This work addresses the high computational cost of multimodal large language models caused by redundant visual tokens, a challenge exacerbated by existing pruning methods that overlook the structural distribution of visual representations. The authors propose the first training-free pruning framework that formulates visual token pruning as an optimal transport problem, aligning the distributions of full and pruned token sets to preserve both local diversity and global representativeness. By leveraging the 2-Wasserstein distance, they construct a submodular objective function amenable to optimization and theoretically establish its monotonicity and submodularity, guaranteeing efficient and stable distribution alignment.
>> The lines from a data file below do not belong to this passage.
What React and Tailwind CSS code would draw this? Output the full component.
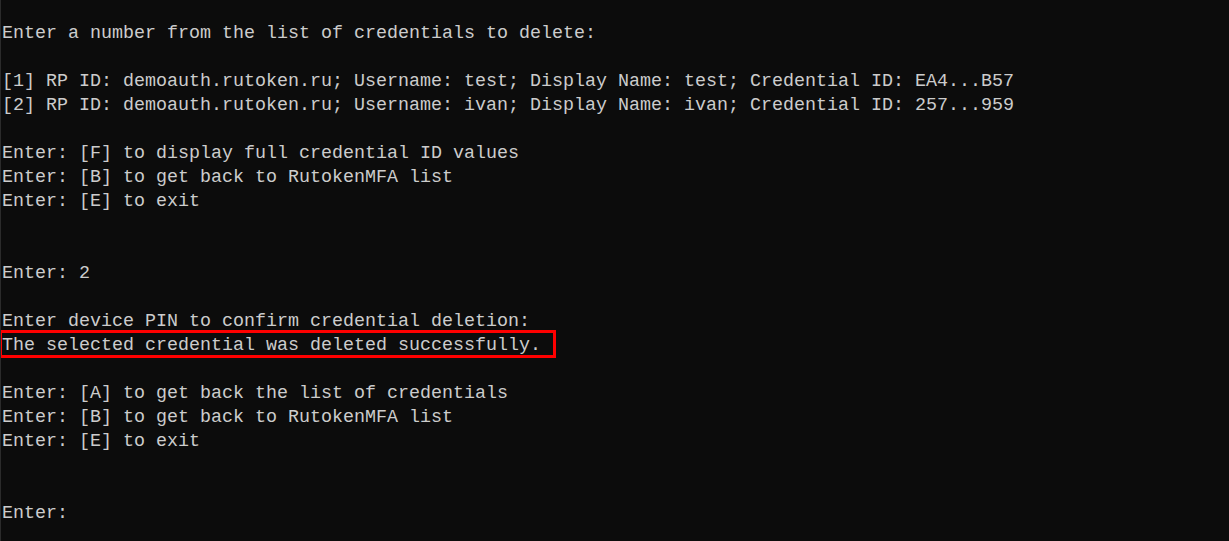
const lines = [
  'Enter a number from the list of credentials to delete:',
  '',
  '[1] RP ID: demoauth.rutoken.ru; Username: test; Display Name: test; Credential ID: EA4...B57',
  '[2] RP ID: demoauth.rutoken.ru; Username: ivan; Display Name: ivan; Credential ID: 257...959',
  '',
  'Enter: [F] to display full credential ID values',
  'Enter: [B] to get back to RutokenMFA list',
  'Enter: [E] to exit',
  '',
  '',
  'Enter: 2',
  '',
  'Enter device PIN to confirm credential deletion:',
  { text: 'The selected credential was deleted successfully.', mark: true },
  '',
  'Enter: [A] to get back the list of credentials',
  'Enter: [B] to get back to RutokenMFA list',
  'Enter: [E] to exit',
  '',
  '',
  'Enter:',
]

export default function App() {
  return (
    <div className="w-[1229px] h-[541px] overflow-hidden bg-[#0c0c0c] border-l border-[#2b2b2b] pt-[22px] text-[#cccccc] font-['Liberation_Mono',monospace] text-[18.33px] leading-[24px]">
      {lines.map((l, i) => {
        if (typeof l === 'object') {
          return (
            <div key={i} className="relative h-[24px] pl-[1px] whitespace-pre">
              {l.text}
              <div className="absolute left-[-1px] top-[-4px] w-[556px] h-[28px] border-[3px] border-l-2 border-[#ff0000]" />
            </div>
          )
        }
        return <div key={i} className="h-[24px] pl-[1px] whitespace-pre">{l}</div>
      })}
    </div>
  )
}
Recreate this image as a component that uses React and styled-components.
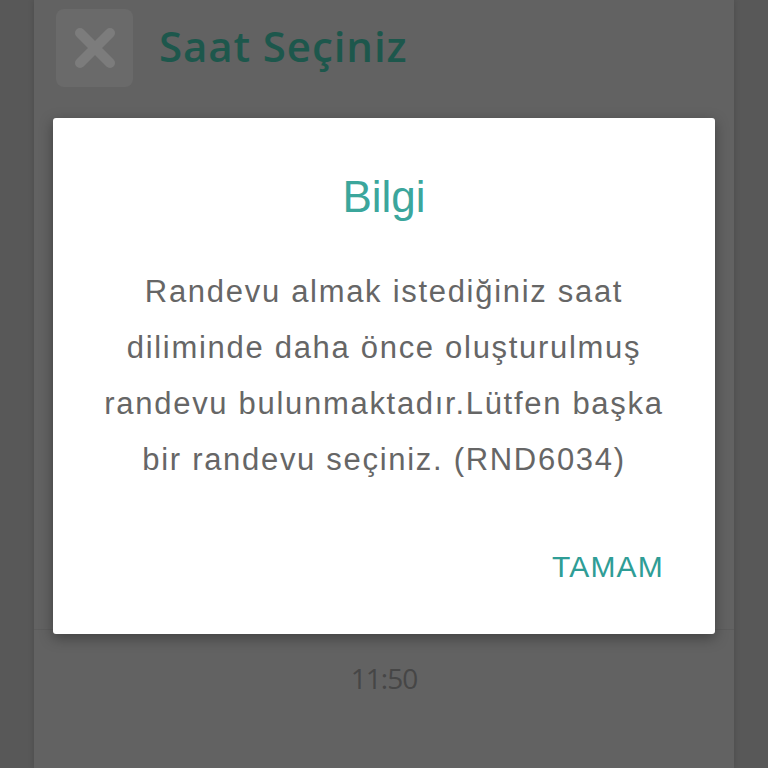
import React from "react";
import styled, { createGlobalStyle } from "styled-components";

const Global = createGlobalStyle`
  html, body { margin: 0; padding: 0; background: #585858; }
  body { font-family: "Liberation Sans", Arial, sans-serif; }
`;

const Page = styled.div`
  position: relative;
  width: 768px;
  height: 768px;
  overflow: hidden;
  background: #585858;
  display: flex;
  justify-content: center;
`;

const Panel = styled.div`
  width: 700px;
  height: 768px;
  background: #626262;
  box-shadow: 0 0 6px rgba(0, 0, 0, 0.15);
  display: flex;
  flex-direction: column;
`;

const Header = styled.div`
  display: flex;
  align-items: center;
  gap: 26px;
  padding: 9px 0 0 22px;
  height: 78px;
`;

const CloseBox = styled.div`
  width: 77px;
  height: 78px;
  border-radius: 8px;
  background: #6a6a6a;
  display: flex;
  align-items: center;
  justify-content: center;
`;

const Title = styled.div`
  font-family: "Open Sans", "Noto Sans", sans-serif;
  font-weight: 600;
  font-size: 42px;
  letter-spacing: 0.9px;
  color: #1d574c;
  margin-top: -6px;
`;

const Spacer = styled.div`
  flex: 1;
`;

const TimeRow = styled.div`
  height: 96px;
  margin-bottom: 42px;
  display: flex;
  align-items: center;
  justify-content: center;
  font-family: "Open Sans", "Noto Sans", sans-serif;
  font-weight: 500;
  font-size: 28px;
  letter-spacing: -1px;
  color: #464646;
  border-top: 1px solid #5c5c5c;
`;

const Dialog = styled.div`
  position: absolute;
  left: 53px;
  top: 118px;
  width: 662px;
  box-sizing: border-box;
  background: #ffffff;
  border-radius: 3px;
  box-shadow: 0 4px 14px rgba(0, 0, 0, 0.35);
  padding: 57px 40px 52px;
  display: flex;
  flex-direction: column;
`;

const DialogTitle = styled.div`
  font-size: 44px;
  line-height: 44px;
  text-align: center;
  color: #3ba69c;
  margin-bottom: 45px;
`;

const Message = styled.div`
  font-size: 31px;
  line-height: 56px;
  letter-spacing: 1.7px;
  text-align: center;
  color: #666666;
  margin-bottom: 64px;
`;

const Actions = styled.div`
  display: flex;
  justify-content: flex-end;
  padding-right: 11px;
`;

const OkButton = styled.button`
  border: none;
  background: none;
  padding: 0;
  font-family: "Liberation Sans", Arial, sans-serif;
  font-size: 30px;
  line-height: 30px;
  letter-spacing: 1.2px;
  color: #2f9d96;
  cursor: pointer;
`;

export default function App() {
  return (
    <>
      <Global />
      <Page>
        <Panel>
          <Header>
            <CloseBox>
              <svg width="46" height="44" viewBox="0 0 46 44">
                <path
                  d="M8 7 L38 37 M38 7 L8 37"
                  stroke="#7c7c7c"
                  strokeWidth="10"
                  strokeLinecap="round"
                />
              </svg>
            </CloseBox>
            <Title>Saat Seçiniz</Title>
          </Header>
          <Spacer />
          <TimeRow>11:50</TimeRow>
        </Panel>
        <Dialog>
          <DialogTitle>Bilgi</DialogTitle>
          <Message>
            Randevu almak istediğiniz saat diliminde daha önce oluşturulmuş
            randevu bulunmaktadır.Lütfen başka bir randevu seçiniz. (RND6034)
          </Message>
          <Actions>
            <OkButton>TAMAM</OkButton>
          </Actions>
        </Dialog>
      </Page>
    </>
  );
}
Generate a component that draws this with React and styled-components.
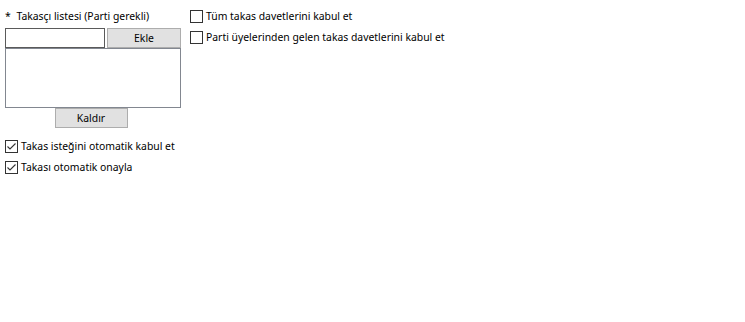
import React from "react";
import styled, { createGlobalStyle } from "styled-components";

const GlobalStyle = createGlobalStyle`
  html, body {
    margin: 0;
    padding: 0;
    background: #ffffff;
  }
  body {
    font-family: "Noto Sans", "Liberation Sans", sans-serif;
    font-size: 10.4px;
    color: #000000;
  }
`;

export default function App() {
  return (
    <Page>
      <GlobalStyle />
      <LeftColumn>
        <Title>
          <span>*</span> Takasçı listesi (Parti gerekli)
        </Title>
        <AddRow>
          <NameInput type="text" />
          <Button width="74px">Ekle</Button>
        </AddRow>
        <ListBox />
        <RemoveRow>
          <Button width="73px">Kaldır</Button>
        </RemoveRow>
        <Options>
          <Check checked label="Takas isteğini otomatik kabul et" />
          <Check checked label="Takası otomatik onayla" />
        </Options>
      </LeftColumn>
      <RightColumn>
        <Check label="Tüm takas davetlerini kabul et" />
        <Check label="Parti üyelerinden gelen takas davetlerini kabul et" />
      </RightColumn>
    </Page>
  );
}

function Check({ checked, label }) {
  return (
    <CheckRow>
      <Box>
        {checked && (
          <svg width="11" height="11" viewBox="0 0 11 11">
            <path d="M1.5 5.5 L4 8 L9.5 2.5" fill="none" stroke="#333" strokeWidth="1.1" />
          </svg>
        )}
      </Box>
      <span>{label}</span>
    </CheckRow>
  );
}

const Page = styled.div`
  display: flex;
  gap: 9px;
  padding: 5px;
`;

const LeftColumn = styled.div`
  display: flex;
  flex-direction: column;
  width: 176px;
`;

const Title = styled.div`
  height: 23px;
  padding-top: 3px;
  box-sizing: border-box;
  line-height: 16px;

  span {
    margin-right: 3px;
  }
`;

const AddRow = styled.div`
  display: flex;
  gap: 2px;
`;

const NameInput = styled.input`
  width: 100px;
  height: 20px;
  box-sizing: border-box;
  border: 1px solid #5a5a5a;
  margin: 0;
  padding: 0 3px;
  outline: none;
  background: #fff;
`;

const Button = styled.button`
  width: ${(props) => props.width};
  height: 20px;
  box-sizing: border-box;
  margin: 0;
  padding: 0;
  background: #e1e1e1;
  border: 1px solid #adadad;
  font-family: inherit;
  font-size: 10.4px;
  color: #000;
`;

const ListBox = styled.div`
  height: 60px;
  box-sizing: border-box;
  border: 1px solid #828790;
  background: #fff;
`;

const RemoveRow = styled.div`
  display: flex;
  justify-content: center;
  padding-right: 4px;
`;

const Options = styled.div`
  display: flex;
  flex-direction: column;
  gap: 8px;
  margin-top: 12px;
`;

const RightColumn = styled.div`
  display: flex;
  flex-direction: column;
  gap: 8px;
  padding-top: 5px;
`;

const CheckRow = styled.label`
  display: flex;
  align-items: center;
  gap: ${(props) => (props.wide ? "4px" : "3px")};
  height: 13px;
  line-height: 13px;
  white-space: nowrap;
`;

const Box = styled.span`
  width: 13px;
  height: 13px;
  box-sizing: border-box;
  border: 1px solid #333333;
  background: #fff;
  display: flex;
  align-items: center;
  justify-content: center;
`;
Extensive experiments demonstrate that the proposed method significantly outperforms current state-of-the-art approaches across multiple benchmarks, achieving superior performance-efficiency trade-offs while maintaining high semantic fidelity.

Multi-modal large language models (MLLMs) achieve strong visual-language reasoning but suffer from high inference cost due to redundant visual tokens. Recent work explores visual token pruning to accelerate inference, while existing pruning methods overlook the underlying distributional structure of visual representations. We propose OTPrune, a training-free framework that formulates pruning as distribution alignment via optimal transport (OT). By minimizing the 2-Wasserstein distance between the full and pruned token distributions, OTPrune preserves both local diversity and global representativeness while reducing inference cost. Moreover, we derive a tractable submodular objective that enables efficient optimization, and theoretically prove its monotonicity and submodularity, providing a principled foundation for stable and efficient pruning. We further provide a comprehensive analysis that explains how distributional alignment contributes to stable and semantically faithful pruning. Comprehensive experiments on wider benchmarks demonstrate that OTPrune achieves superior performance-efficiency tradeoffs compared to state-of-the-art methods. The code is available at https://github.com/xiwenc1/OTPrune.